== Task ==
For every line in the data below that contains "React", copy the line.

== Dataset extract ==

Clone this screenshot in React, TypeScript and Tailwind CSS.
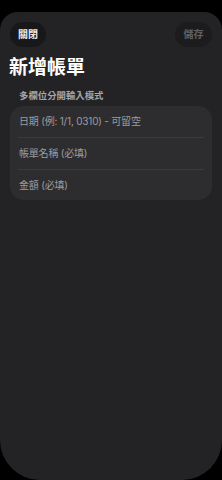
import React from "react";

export default function App() {
  const font = { fontFamily: '"Inter", "Noto Sans CJK TC", sans-serif' };
  return (
    <div className="w-[222px] h-[480px] bg-black pt-[12px] overflow-hidden" style={font}>
      <div className="h-[468px] bg-[#232325] rounded-t-[18px] rounded-b-[40px] flex flex-col">
        <div className="flex justify-between items-center px-[10px] pt-[10px]">
          <div className="w-[36px] h-[25px] rounded-full bg-[#18181a] flex items-center justify-center text-[10px] font-semibold text-[#ececec]">
            關閉
          </div>
          <div className="w-[37px] h-[25px] rounded-full bg-[#1c1c1e] flex items-center justify-center text-[10px] font-semibold text-[#5f5f62]">
            儲存
          </div>
        </div>
        <div className="px-[9px] mt-[9px] text-[19px] leading-[24px] font-bold text-white">新增帳單</div>
        <div className="px-[19px] mt-[10px] text-[9.4px] leading-[12px] font-semibold text-[#a5a5aa]">多欄位分開輸入模式</div>
        <div className="mx-[10px] mt-[4px] rounded-[14px] bg-[#2d2d30] flex flex-col">
          <div className="h-[31px] px-[9px] flex items-center text-[10px] tracking-[-0.2px] text-[#9c9ca1]">日期 (例: 1/1, 0310) - 可留空</div>
          <div className="mx-[8px] h-px bg-[#3b3b3e]" />
          <div className="h-[31px] px-[9px] flex items-center text-[10px] tracking-[-0.2px] text-[#9c9ca1]">帳單名稱 (必填)</div>
          <div className="mx-[8px] h-px bg-[#3b3b3e]" />
          <div className="h-[30px] px-[9px] flex items-center text-[10px] tracking-[-0.2px] text-[#9c9ca1]">金額 (必填)</div>
        </div>
      </div>
    </div>
  );
}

== Solution for this problem ==
Clone this screenshot in React, TypeScript and Tailwind CSS.
import React from "react";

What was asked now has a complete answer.